In the January 6 protest cases, the government is demanding that defense counsel agree that all materials produced in discovery related to its overall investigation be subject to a protective order, because the investigation remains ongoing and further arrests are contemplated.
The problems created by this effort are manifest, but I’m only going to mention two briefly. I’ll come back to this in the weeks ahead, as the subject shifts into the courtroom with public filings.
First, any such protective order like the one being sought would prevent defense counsel in different cases from collaborating. They would not be able to communicate with each other about the strengths or weaknesses of the government’s cases against different sets of defendants. They would not be able to discuss inconsistencies in the government’s theories as applied in different cases, nor would they be able to exchange exculpatory information, unless they developed that information themselves, separate and apart from the material provided by the government under the protective order.
Second, the inability to make public filings challenging the nature of the evidence in the government’s cases prevents the public from scrutinizing what the government is doing in its name to some individuals who have done little more than express political opposition to the party in power. Criminal cases in the U.S. Justice System are required to be open to the public, so the conduct of the government in the name of the people can be scrutinized by those same people.

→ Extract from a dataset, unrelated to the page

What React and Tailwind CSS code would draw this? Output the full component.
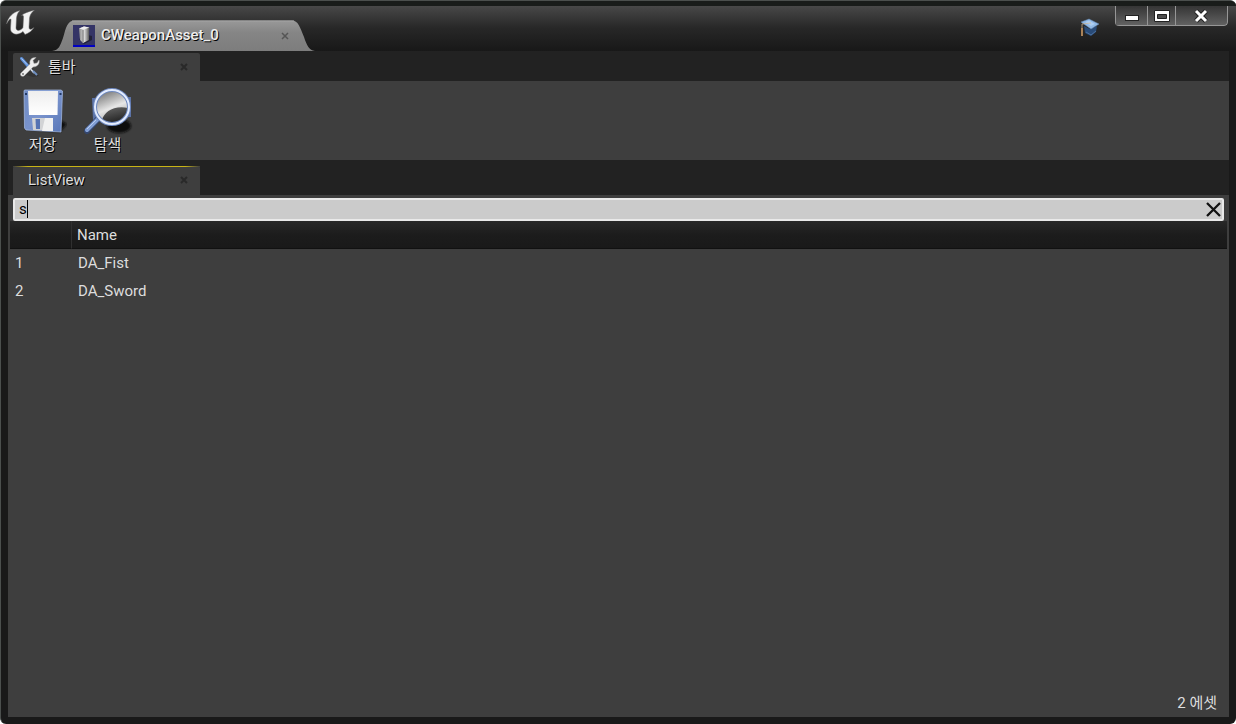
import React, { useState } from "react";

const ASSETS = ["DA_Fist", "DA_Sword"];

const TEXT_SHADOW = "[text-shadow:1px_1px_0_#000]";

const UnrealLogo = () => (
  <svg width="30" height="28" viewBox="0 0 30 28" aria-hidden="true">
    <path
      d="M0.500 14C2 7 7 2 14 0.500C11.500 3 11 5 10.500 8L10 18C10 20 12 21 14 20C16 19 17 18 17 17L17.500 7C17.500 5.500 17 5 15.500 5.500C18 3 23 1.500 28.500 0C25 3 24 5 23.500 8L23 17C23 20 25 20 28 17.500C26 21 23 23 19 24.500L17 21.500C14 24 10 25 7.500 23.500C5 22 4.500 21 4.500 18L5 10C5 7.500 2.500 10 0.500 14Z"
      fill="#f2f2f2"
      stroke="#666"
      strokeWidth="0.5"
    />
  </svg>
);

const AssetIcon = () => (
  <svg width="22" height="22" viewBox="0 0 22 22" className="shrink-0" aria-hidden="true">
    <defs>
      <linearGradient id="block" x1="0" x2="1">
        <stop offset="0" stopColor="#8a8a8a" />
        <stop offset="0.35" stopColor="#c4c4c4" />
        <stop offset="0.5" stopColor="#dedede" />
        <stop offset="0.75" stopColor="#9a9a9a" />
        <stop offset="1" stopColor="#4c4c4c" />
      </linearGradient>
    </defs>
    <rect width="22" height="22" fill="#343466" />
    <path d="M6 14L11 19L19 15V11L15 10Z" fill="#1c1c2c" opacity="0.8" />
    <path d="M6 3.500L11 1.500L16.500 2.500L16 15L10 18L7 15Z" fill="url(#block)" />
    <path d="M6 3.500L11 1.500L16.500 2.500L10.500 4.500Z" fill="#eee" />
    <path d="M10 5V17" stroke="#777" />
    <rect y="20" width="22" height="2" fill="#0000c4" />
  </svg>
);

const TutorialIcon = () => (
  <svg width="20" height="20" viewBox="0 0 20 20" aria-hidden="true">
    <path d="M4 8L10 11L17 8L16 14L11 18L5 15Z" fill="#294b78" />
    <path d="M6 14L11 17L16 13" stroke="#4c719f" fill="none" />
    <path d="M1 4L9 1L19 6L11 11Z" fill="#91b9e6" stroke="#6286b0" strokeWidth="0.5" />
    <path d="M5 4L9 2.500L15 6L11 8Z" fill="#b8d5f5" opacity="0.7" />
    <path d="M11 5L2 6V12" stroke="#d3b58c" strokeWidth="0.7" fill="none" />
    <path d="M2 10V18" stroke="#aa8258" strokeWidth="2" />
  </svg>
);

const ToolsIcon = () => (
  <svg width="22" height="22" viewBox="0 0 22 22" aria-hidden="true">
    <path d="M7 19L13 14L20 20L14 21Z" fill="#222" opacity="0.4" />
    <path d="M2.500 2.500L9 10" stroke="#5d8fd8" strokeWidth="3" strokeLinecap="round" />
    <path d="M2.500 2.500L8 8.500" stroke="#b1cdf5" strokeWidth="1" />
    <path d="M9 10L15 17" stroke="#dce6f5" strokeWidth="1.500" />
    <path d="M14 15L18 19" stroke="#7090c0" strokeWidth="2" />
    <path
      d="M2 17L11 8C10 4 13 1 17 1.500L14 4.500L15 7.500L18 7L20 4C21 8 18 11 14 11L5 20C2.500 21 0.500 19 2 17Z"
      fill="#eeeeee"
      stroke="#aaa"
      strokeWidth="0.5"
    />
    <circle cx="4" cy="18" r="1" fill="#777" />
  </svg>
);

const SaveIcon = () => (
  <svg width="48" height="48" viewBox="0 0 48 48" aria-hidden="true">
    <defs>
      <linearGradient id="disk" x1="0" x2="1" y2="1">
        <stop offset="0" stopColor="#6e8ac2" />
        <stop offset="0.5" stopColor="#7993cd" />
        <stop offset="1" stopColor="#5876b7" />
      </linearGradient>
      <linearGradient id="label" x2="0" y2="1">
        <stop offset="0" stopColor="#eee" />
        <stop offset="1" stopColor="#fff" />
      </linearGradient>
      <filter id="soft">
        <feGaussianBlur stdDeviation="1.2" />
      </filter>
    </defs>
    <path d="M6 42L41 45L48 37L39 32Z" fill="#111" filter="url(#soft)" />
    <path d="M5 4Q5 3 6 3H42L43.500 4L42 45L7 43L5.500 41Z" fill="url(#disk)" stroke="#a9bee7" strokeWidth="0.7" />
    <path d="M9 4H39L38.500 28H10Z" fill="url(#label)" />
    <path d="M13 31H34V44L14 43Z" fill="#d2d3d5" />
    <path d="M26 31H34V44H23Z" fill="#f1f1f1" />
    <path d="M16.500 32H21V42H17Z" fill="#5673b3" />
    <path d="M6 6H8V8H6ZM40.500 6H42.500V8H40.500Z" fill="#233a66" />
  </svg>
);

const BrowseIcon = () => (
  <svg width="50" height="48" viewBox="0 0 50 48" aria-hidden="true">
    <defs>
      <linearGradient id="lens" x1="0.2" y1="0" x2="0.6" y2="1">
        <stop offset="0" stopColor="#6a6a6a" />
        <stop offset="0.55" stopColor="#e6e6e6" />
        <stop offset="1" stopColor="#999" />
      </linearGradient>
      <linearGradient id="lensDark" x2="0.4" y2="1">
        <stop offset="0" stopColor="#6a6a6a" />
        <stop offset="1" stopColor="#242424" />
      </linearGradient>
      <filter id="lensSoft">
        <feGaussianBlur stdDeviation="1.2" />
      </filter>
    </defs>
    <ellipse cx="36" cy="39" rx="12" ry="7" fill="#101010" filter="url(#lensSoft)" />
    <path d="M9 11L48 10V30L10 33Z" fill="#5c73a7" />
    <path d="M15 32L4 44" stroke="#34466d" strokeWidth="6" strokeLinecap="round" />
    <path d="M15 32L4 43" stroke="#829fd5" strokeWidth="4" strokeLinecap="round" />
    <path d="M13 33L4 42" stroke="#b9cdef" strokeWidth="1" />
    <circle cx="29" cy="20" r="17" fill="url(#lens)" />
    <path d="M19 33C21 25 31 18 45 21C45 30 37 37 28 36C24 36 21 35 19 33Z" fill="url(#lensDark)" />
    <circle cx="29" cy="20" r="17" fill="none" stroke="#6d87bd" strokeWidth="4" />
    <circle cx="29" cy="20" r="17" fill="none" stroke="#e3ecff" strokeWidth="2" />
  </svg>
);

const TabClose = ({ label, light }) => (
  <button type="button" aria-label={label} className="flex h-4 w-4 items-center justify-center">
    <svg width="8" height="8" viewBox="0 0 8 8" aria-hidden="true">
      <path
        d="M1 1L7 7M7 1L1 7"
        stroke={light ? "#555" : "#292929"}
        strokeWidth={light ? "1.5" : "2"}
      />
    </svg>
  </button>
);

const WindowButton = ({ label, className, children }) => (
  <button
    type="button"
    aria-label={label}
    className={`flex h-5 items-center justify-center border-r border-b border-[#969696] bg-linear-to-b from-[#353535] to-[#626262] ${className}`}
  >
    {children}
  </button>
);

const TitleBar = () => (
  <header className="flex h-[50px] items-start border-t-5 border-[#191c1a] bg-linear-to-b from-[#484848] via-[#272727] to-[#181818] pr-2 pl-[5px]">
    <div className="pt-1">
      <UnrealLogo />
    </div>
    <div className="relative ml-4 flex h-[31px] w-[263px] items-center self-end pr-[22px] pl-[21px]">
      <svg
        className="absolute inset-0 h-full w-full"
        viewBox="0 0 263 31"
        preserveAspectRatio="none"
        aria-hidden="true"
      >
        <defs>
          <linearGradient id="tab" x2="0" y2="1">
            <stop offset="0" stopColor="#999" />
            <stop offset="0.4" stopColor="#858585" />
            <stop offset="1" stopColor="#7d7d7d" />
          </linearGradient>
        </defs>
        <path
          d="M0 31C7 30 8 26 11 18C14 8 15 0.500 23 0.500H240C246 0.500 248 7 252 17C255 26 257 30 263 31Z"
          fill="url(#tab)"
        />
        <path d="M20 1H242" stroke="#a4a4a4" />
      </svg>
      <div className="relative flex w-full items-center">
        <AssetIcon />
        <span className={`ml-[6px] grow text-[15px] font-medium text-[#eee] ${TEXT_SHADOW}`}>
          CWeaponAsset_0
        </span>
        <TabClose label="Close CWeaponAsset_0" light />
      </div>
    </div>
    <button type="button" aria-label="Tutorials" className="mt-3 mr-[15px] ml-auto">
      <TutorialIcon />
    </button>
    <div className="flex overflow-hidden rounded-b-sm border-l border-[#969696]">
      <WindowButton label="Minimize" className="w-8">
        <svg width="14" height="14" viewBox="0 0 14 14" aria-hidden="true">
          <rect x="0.500" y="6.500" width="13" height="5" fill="#fff" stroke="#222" />
        </svg>
      </WindowButton>
      <WindowButton label="Maximize" className="w-7">
        <svg width="16" height="14" viewBox="0 0 16 14" aria-hidden="true">
          <path
            d="M0.500 1.500H15.500V12.500H0.500ZM3.500 5.500V9.500H12.500V5.500Z"
            fill="#fff"
            fillRule="evenodd"
            stroke="#222"
          />
        </svg>
      </WindowButton>
      <WindowButton label="Close" className="w-[52px] rounded-br-sm">
        <svg width="16" height="14" viewBox="0 0 16 14" aria-hidden="true">
          <path d="M2 2L12 12M12 2L2 12" stroke="#222" strokeWidth="5" />
          <path d="M2 2L12 12M12 2L2 12" stroke="#fff" strokeWidth="3" />
        </svg>
      </WindowButton>
    </div>
  </header>
);

const ToolButton = ({ icon, label }) => (
  <button type="button" className="flex w-[65px] flex-col items-center">
    {icon}
    <span className={`text-[15px] leading-5 text-[#ddd] ${TEXT_SHADOW}`}>{label}</span>
  </button>
);

export default function App() {
  const [query, setQuery] = useState("s");
  const items = ASSETS.filter((name) => name.toLowerCase().includes(query.toLowerCase()));

  return (
    <div className="min-h-screen bg-white font-['Roboto','Noto_Sans_CJK_KR',sans-serif] text-[15px] text-[#ddd]">
      <div className="flex min-h-screen flex-col overflow-hidden rounded-md border-t border-l border-[#4b4f4d] bg-[#191919]">
        <TitleBar />

        <main className="mr-[7px] mb-[7px] ml-[7px] flex grow flex-col bg-[#222]">
          {/* Toolbar */}
          <div className="flex h-[30px] items-end pl-[5px]">
            <div className="flex h-7 w-[187px] items-center rounded-t-xs bg-[#3e3e3e] pr-2 pl-[6px]">
              <ToolsIcon />
              <span className={`ml-[7px] grow text-[15px] leading-5 ${TEXT_SHADOW}`}>툴바</span>
              <TabClose label="Close 툴바" />
            </div>
          </div>
          <div className="flex h-[79px] items-start bg-[#3e3e3e] pt-[6px] pl-[2px]">
            <ToolButton icon={<SaveIcon />} label="저장" />
            <ToolButton icon={<BrowseIcon />} label="탐색" />
          </div>

          {/* List view */}
          <div className="flex h-[35px] items-end pl-[5px]">
            <div className="flex h-[29px] w-[187px] flex-col rounded-t-xs bg-[#3e3e3e]">
              <div className="h-px shrink-0 bg-[linear-gradient(90deg,#3e3e3e,#c8b416_8%,#c8b416_92%,#3e3e3e)]" />
              <div className="flex grow items-center justify-between pr-2 pb-[2px] pl-[15px]">
                <span className={`leading-5 ${TEXT_SHADOW}`}>ListView</span>
                <TabClose label="Close ListView" />
              </div>
            </div>
          </div>
          <section className="flex grow flex-col bg-[#3e3e3e] px-[2px] pt-[3px]">
            <div className="relative mr-[3px] ml-[3px] flex h-[23px] items-center rounded-xs border-2 border-[#e9e9e9] bg-[#cbcbcb]">
              <input
                type="text"
                aria-label="Search"
                value={query}
                onChange={(e) => setQuery(e.target.value)}
                className="h-[18px] min-w-0 grow bg-transparent pb-px pl-1 text-[15px] text-black caret-transparent outline-none"
              />
              <span className="absolute top-0 left-3 h-[18px] w-px bg-black" />
              <button
                type="button"
                aria-label="Clear search"
                onClick={() => setQuery("")}
                className="flex w-[18px] justify-center"
              >
                <svg width="16" height="16" viewBox="0 0 16 16" aria-hidden="true">
                  <path d="M2 1L15 14M15 1L2 14" stroke="#111" strokeWidth="2.300" />
                </svg>
              </button>
            </div>
            <table className="w-full table-fixed border-separate border-spacing-0 text-left">
              <thead>
                <tr className="h-7 bg-linear-to-b from-[#282828] via-[#1c1c1c] to-[#191919]">
                  <th className="w-[62px] border-r border-b border-r-[#303030] border-b-[#111] p-0" aria-label="Index" />
                  <th className="border-b border-[#111] p-0 pt-px pl-[5px] font-normal">Name</th>
                </tr>
              </thead>
              <tbody>
                {items.map((name, i) => (
                  <tr key={name} className="h-7">
                    <td className="p-0 pl-[5px]">{i + 1}</td>
                    <td className="p-0 pl-[6px]">{name}</td>
                  </tr>
                ))}
              </tbody>
            </table>
            <p className="mt-auto pr-[10px] pb-1 text-right leading-5">{items.length} 에셋</p>
          </section>
        </main>
      </div>
    </div>
  );
}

The government has not been reluctant to establish a narrative in the public discourse about its view of the events of January 6 by setting forth in a narrative fashion, in dozens of public filings, its version and description of events on that day.
The protective orders being demanded would prevent any evidence supporting a countervailing narrative from taking hold in public opinion, when the actual evidence is made subject to scrutiny.
It will be a dark day for justice, if the government succeeds in this effort.